Chelsea D Williams, PhD

derlan, chelsea

Assistant Professor
VCU Dept of Psychology
williamscd13@vcu.edu
(804) 828-7462

Dr. Williams' psychology department web page

Dr. Williams’ work examines how risk factors (e.g., discrimination) and resilience factors (e.g., cultural socialization) inform ethnic-racial minority youths’ positive psychological, academic and health outcomes. The majority of her work focuses on Latino and African American youth, and involves two main areas: (a) assessing what young children understand and feel about their culture (i.e., ethnic-racial identification), and how this plays a role in development, and (b) examining the interplay between individual and contextual factors as they inform adolescents’ ethnic-racial identity and adjustment. Dr. Williams’ last study examined five-year-old Mexican-origin children’s ethnic-racial identification, and the factors that informed this process.
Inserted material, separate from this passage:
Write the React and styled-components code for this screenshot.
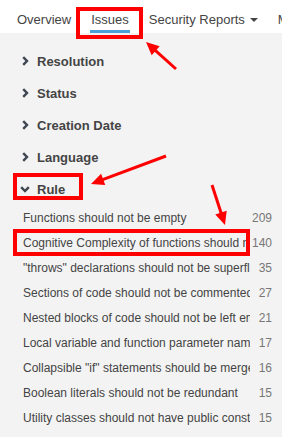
import React from 'react'
import styled, { createGlobalStyle } from 'styled-components'

const GlobalStyle = createGlobalStyle`
  body {
    margin: 0;
    background: #f3f3f3;
    font-family: "Liberation Sans", Arial, sans-serif;
  }
`

const Page = styled.div`
  position: relative;
  width: 282px;
  height: 437px;
  overflow: hidden;
  background: #f3f3f3;
`

const Nav = styled.nav`
  display: flex;
  align-items: stretch;
  height: 33px;
  padding-left: 7px;
  background: #fff;
  white-space: nowrap;
  overflow: hidden;
`

const Tab = styled.div`
  display: flex;
  align-items: flex-end;
  padding: 0 10px;
  font-size: 13px;
  color: #444;
`

const TabLabel = styled.span`
  display: flex;
  align-items: center;
  gap: 5px;
  line-height: 16px;
  padding: 0 1px 2px;
  margin: 0 -1px;
  border-bottom: 3px solid ${p => (p.$active ? '#4b9fd5' : 'transparent')};
`

const Caret = styled.span`
  width: 0;
  height: 0;
  border-left: 4px solid transparent;
  border-right: 4px solid transparent;
  border-top: 4px solid #444;
`

const Facets = styled.div`
  padding-top: 12px;
`

const FacetHeader = styled.div`
  display: flex;
  align-items: center;
  gap: 7px;
  height: 32px;
  padding-left: 20px;
  font-size: 13px;
  font-weight: bold;
  color: #444;
`

const IconBox = styled.span`
  display: flex;
  justify-content: center;
  width: 10px;
`

const FacetItem = styled.div`
  display: flex;
  align-items: center;
  height: 25px;
  padding: 0 10px 0 23px;
  font-size: 12px;
  color: #444;
`

const ItemName = styled.span`
  width: 227px;
  overflow: hidden;
  white-space: nowrap;
`

const ItemCount = styled.span`
  margin-left: auto;
  color: #777;
`

const Highlight = styled.div`
  position: absolute;
  left: ${p => p.$x}px;
  top: ${p => p.$y}px;
  width: ${p => p.$w}px;
  height: ${p => p.$h}px;
  box-sizing: border-box;
  border: 4px solid #f00;
  pointer-events: none;
`

const Overlay = styled.svg`
  position: absolute;
  left: 0;
  top: 0;
  pointer-events: none;
`

const ChevronRight = () => (
  <svg width="7" height="10" viewBox="0 0 7 10">
    <polyline points="1.2,1.2 5,5 1.2,8.8" fill="none" stroke="#3d4650" strokeWidth="2.4" />
  </svg>
)

const ChevronDown = () => (
  <svg width="10" height="7" viewBox="0 0 10 7">
    <polyline points="1.2,1.2 5,5 8.8,1.2" fill="none" stroke="#3d4650" strokeWidth="2.4" />
  </svg>
)

function Arrow({ from, to }) {
  const [tx, ty] = from
  const [px, py] = to
  const len = Math.hypot(px - tx, py - ty)
  const ux = (px - tx) / len
  const uy = (py - ty) / len
  const head = 13
  const half = 6
  const bx = px - ux * head
  const by = py - uy * head
  const pts = [
    [px, py],
    [bx - uy * half, by + ux * half],
    [bx + uy * half, by - ux * half],
  ]
  return (
    <g>
      <line x1={tx} y1={ty} x2={bx + ux * 2} y2={by + uy * 2} stroke="#f00" strokeWidth="3" />
      <polygon points={pts.map(p => p.join(',')).join(' ')} fill="#f00" />
    </g>
  )
}

const tabs = [
  { label: 'Overview' },
  { label: 'Issues', active: true },
  { label: 'Security Reports', menu: true },
  { label: 'More' },
]

const facets = ['Resolution', 'Status', 'Creation Date', 'Language']

const rules = [
  ['Functions should not be empty', 209],
  ['Cognitive Complexity of functions should not be too high', 140],
  ['"throws" declarations should not be superfluous', 35],
  ['Sections of code should not be commented out', 27],
  ['Nested blocks of code should not be left empty', 21],
  ['Local variable and function parameter names should comply', 17],
  ['Collapsible "if" statements should be merged', 16],
  ['Boolean literals should not be redundant', 15],
  ['Utility classes should not have public constructors', 15],
]

export default function App() {
  return (
    <Page>
      <GlobalStyle />
      <Nav>
        {tabs.map(t => (
          <Tab key={t.label}>
            <TabLabel $active={t.active}>
              {t.label}
              {t.menu && <Caret />}
            </TabLabel>
          </Tab>
        ))}
      </Nav>

      <Facets>
        {facets.map(f => (
          <FacetHeader key={f}>
            <IconBox><ChevronRight /></IconBox>
            {f}
          </FacetHeader>
        ))}
        <FacetHeader>
          <IconBox><ChevronDown /></IconBox>
          Rule
        </FacetHeader>
        {rules.map(([name, count]) => (
          <FacetItem key={name}>
            <ItemName>{name}</ItemName>
            <ItemCount>{count}</ItemCount>
          </FacetItem>
        ))}
      </Facets>

      <Highlight $x={76} $y={7} $w={67} $h={32} />
      <Highlight $x={13} $y={173} $w={70} $h={27} />
      <Highlight $x={13} $y={229} $w={237} $h={27} />

      <Overlay width="282" height="437">
        <Arrow from={[176, 69]} to={[146, 42]} />
        <Arrow from={[166, 156]} to={[91, 184]} />
        <Arrow from={[212, 185]} to={[225, 225]} />
      </Overlay>
    </Page>
  )
}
Currently, she is adapting these assessments to be used in multiple studies with African American children five to eight years of age that will examine how ethnic-racial identification informs outcomes during this developmental period. Additionally, as a member of the Culture, Race and Health Transdisciplinary Core at the Institute for Inclusion, Inquiry and Innovation (iCubed) at VCU, Dr. Williams is working as part of a transdisciplinary team to design studies and interventions aimed at examining and addressing health disparities.